The neck injury was done just as Jackson’s heart had stopped or was stopping and that kept the blood from pumping to the neck,turning the tissue yellow, he said.

To illustrate the trajectory of the bullets, Smock brought in a cloth-covered mannequin, inserting red dowel rods, much like arrows, where the bullets entered the body.

“There was no forward momentum,” Smock said. “He landed backwards.” His testimony was that Jackson wasn’t lunging at him and there could have been no movement after the shot to the head. A bruise found during the autopsy indicated his head hit the bathroom door as he collapsed.

Smock’s most damning testimony came when he spoke of Blakely’s wounds, all of them superficial and some of them he said were self-inflicted. Photo evidence pointed to parallel incisions on the top of Blakely’s head, made with the edge of a blade.

Defense attorney Robert Scremin was not to be outdone with Hughes’ confident testimony and Smock’s national reputation. He brought in James Kouns, a former FBI agent and now a consultant on multi-faceted investigations.

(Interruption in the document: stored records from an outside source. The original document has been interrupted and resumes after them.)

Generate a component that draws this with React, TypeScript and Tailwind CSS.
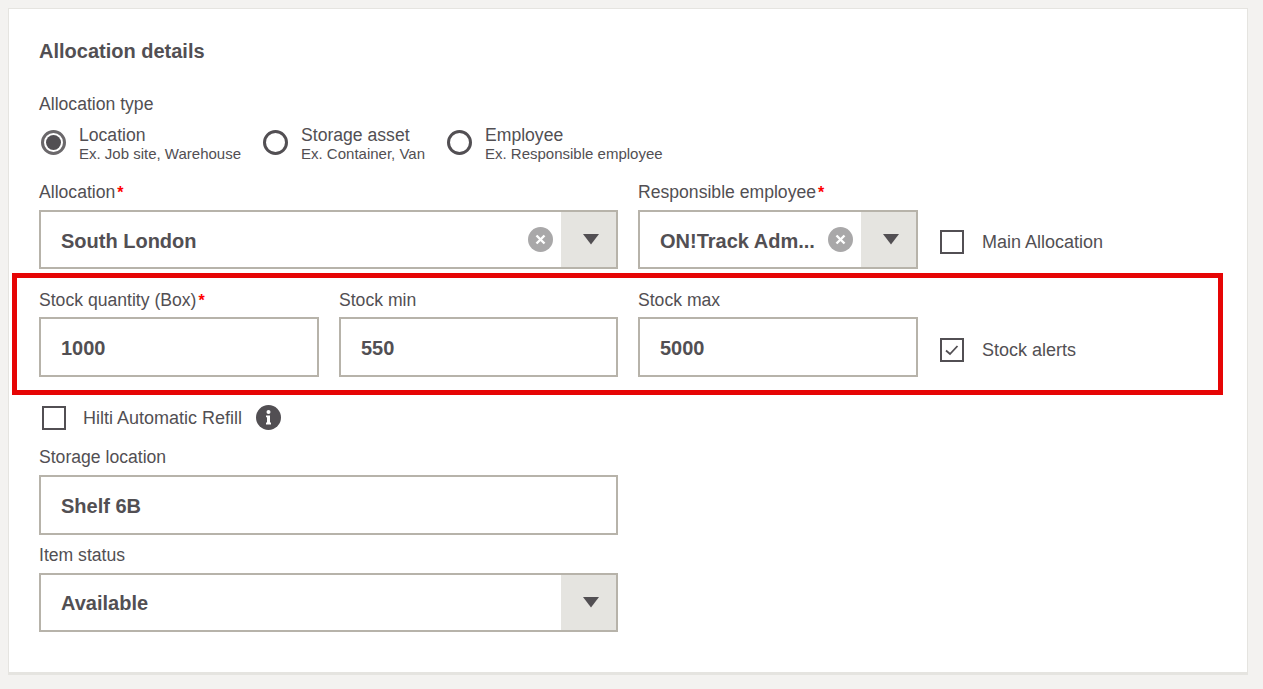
const Label = ({ text, required, className = "" }: { text: string; required?: boolean; className?: string }) => (
  <div className={`h-6 text-[17.6px] leading-6 whitespace-nowrap ${className}`}>
    {text}
    {required && <span className="ml-[2px] text-base font-bold text-[#ff0000]">*</span>}
  </div>
);

const Radio = ({ title, hint, checked }: { title: string; hint: string; checked?: boolean }) => (
  <div className="flex items-center">
    <span className={`mb-[3px] flex h-[25px] w-[25px] items-center justify-center rounded-full border-[3px] ${checked ? "border-[#6b686b]" : "border-[#524f53]"}`}>
      {checked && <span className="h-[15px] w-[15px] rounded-full bg-[#524f53]" />}
    </span>
    <div className="ml-[13px]">
      <div className="h-[20px] text-[17.6px] leading-[20px]">{title}</div>
      <div className="h-[18px] text-[15px] leading-[18px]">{hint}</div>
    </div>
  </div>
);

const Checkbox = ({ label, checked, className = "", labelClass = "ml-[18px]" }: { label: string; checked?: boolean; className?: string; labelClass?: string }) => (
  <div className={`flex items-center text-[18px] leading-6 ${className}`}>
    <span className="flex h-6 w-6 items-center justify-center border-2 border-[#524f53]">
      {checked && (
        <svg width="16" height="12" viewBox="0 0 16 12" fill="none">
          <path d="M2 6.5 L6 10 L13.5 2" stroke="#524f53" strokeWidth="1.8" />
        </svg>
      )}
    </span>
    <span className={`whitespace-nowrap ${labelClass}`}>{label}</span>
  </div>
);

const TextInput = ({ value }: { value: string }) => (
  <div className="flex h-[60px] items-center border-2 border-[#b7b3aa] pl-5 pt-[1px] text-xl font-bold">{value}</div>
);

const ClearIcon = () => (
  <svg width="25" height="25" viewBox="0 0 25 25" className="shrink-0">
    <circle cx="12.5" cy="12.5" r="12.5" fill="#a9a8a9" />
    <path d="M8.5 8.5 L16.5 16.5 M16.5 8.5 L8.5 16.5" stroke="#ffffff" strokeWidth="2.4" />
  </svg>
);

const Select = ({ value, clearable }: { value: string; clearable?: boolean }) => (
  <div className="flex h-[59px] items-stretch border-2 border-[#b7b3aa]">
    <div className="flex min-w-0 flex-1 items-center pl-5 pr-[8px] text-xl font-bold">
      <span className={`min-w-0 flex-1 whitespace-nowrap ${clearable ? "pt-[2px]" : ""}`}>{value}</span>
      {clearable && <ClearIcon />}
    </div>
    <div className="flex w-[55px] shrink-0 items-center justify-center bg-[#e5e4e0] pl-[5px]">
      <svg width="16" height="11" viewBox="0 0 16 11">
        <path d="M0 0 H16 L8 10.5 Z" fill="#524f53" />
      </svg>
    </div>
  </div>
);

export default function App() {
  return (
    <div className="h-[689px] overflow-hidden bg-[#f3f2f0] pl-2 pt-2 font-['Liberation_Sans',Arial,sans-serif] text-[#524f53]">
      <div className="relative h-[667px] w-[1240px] border border-b-[3px] border-[#e5e4e0] bg-white pl-[30px]">
        <h2 className="pt-[30px] text-xl font-bold leading-6">Allocation details</h2>

        <Label text="Allocation type" className="mt-[29px]" />
        <div className="mt-[9px] flex gap-[22px] pl-[2px]">
          <Radio title="Location" hint="Ex. Job site, Warehouse" checked />
          <Radio title="Storage asset" hint="Ex. Container, Van" />
          <Radio title="Employee" hint="Ex. Responsible employee" />
        </div>

        <div className="mt-[17px] grid grid-cols-[280px_279px_280px_auto] gap-x-5">
          <div className="col-span-2">
            <Label text="Allocation" required className="mb-[6px]" />
            <Select value="South London" clearable />
          </div>
          <div>
            <Label text="Responsible employee" required className="mb-[6px]" />
            <Select value="ON!Track Adm..." clearable />
          </div>
          <Checkbox label="Main Allocation" className="mt-[50px] ml-[2px] self-start" />
        </div>

        <div className="mt-[19px] grid grid-cols-[280px_279px_280px_auto] gap-x-5">
          <div>
            <Label text="Stock quantity (Box)" required className="mb-[5px]" />
            <TextInput value="1000" />
          </div>
          <div>
            <Label text="Stock min" className="mb-[5px]" />
            <TextInput value="550" />
          </div>
          <div>
            <Label text="Stock max" className="mb-[5px]" />
            <TextInput value="5000" />
          </div>
          <Checkbox label="Stock alerts" checked labelClass="ml-[18px] pt-[1px]" className="mt-[49px] ml-[2px] self-start" />
        </div>

        <div className="mt-[28px] flex items-center pl-[3px]">
          <Checkbox label="Hilti Automatic Refill" labelClass="ml-[17px]" />
          <svg width="25" height="25" viewBox="0 0 25 25" className="ml-[14px]">
            <circle cx="12.5" cy="12.5" r="12.5" fill="#524f53" />
            <circle cx="12.5" cy="7" r="2" fill="#ffffff" />
            <path d="M10 10.5 H14 V17.5 H15 V19.5 H10 V17.5 H11 V12.3 H10 Z" fill="#ffffff" />
          </svg>
        </div>

        <div className="w-[579px]">
          <Label text="Storage location" className="mt-[15px] mb-[6px]" />
          <TextInput value="Shelf 6B" />
          <Label text="Item status" className="mt-[8px] mb-[6px]" />
          <Select value="Available" />
        </div>

        <div className="absolute left-[3px] top-[264px] h-[122px] w-[1211px] border-[5px] border-[#e60505]" />
      </div>
    </div>
  );
}
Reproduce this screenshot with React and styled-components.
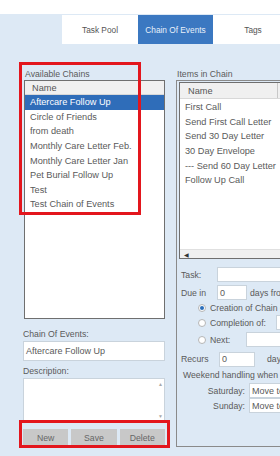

Former FBI agent for the defense: first shots were to torso, not the head

In Kouns’ opinion, Blakely fired two bullets into Jackson’s torso first with the final bullet to the head. What he saw in the evidence suggested that Jackson was coming for Blakely who by this time had his gun out. He fired two shots as Jackson turned from him, explaining the wound tracks, left to right, front to back. Jackson blocked the shot which is why his hand was up as he fell to the ground with the final shot to the head.

“He would have had to crouch to shoot at that angle,” if he’d shot him on the ground, Kouns said.

Blakely also testified in his own defense, deflecting criticism from prosecutors several times that he lied when he first told detectives during his police interview that he hadn’t slit his friends throat, only to recant. Yes, he did, he said.

“I wasn’t angry. I was scared,” he told the jury. And he didn’t want to admit “that I had to do that to someone that I knew.”

On Friday, closing arguments will begin at 9:30 a.m. Then, the jury will go to deliberate and find a verdict.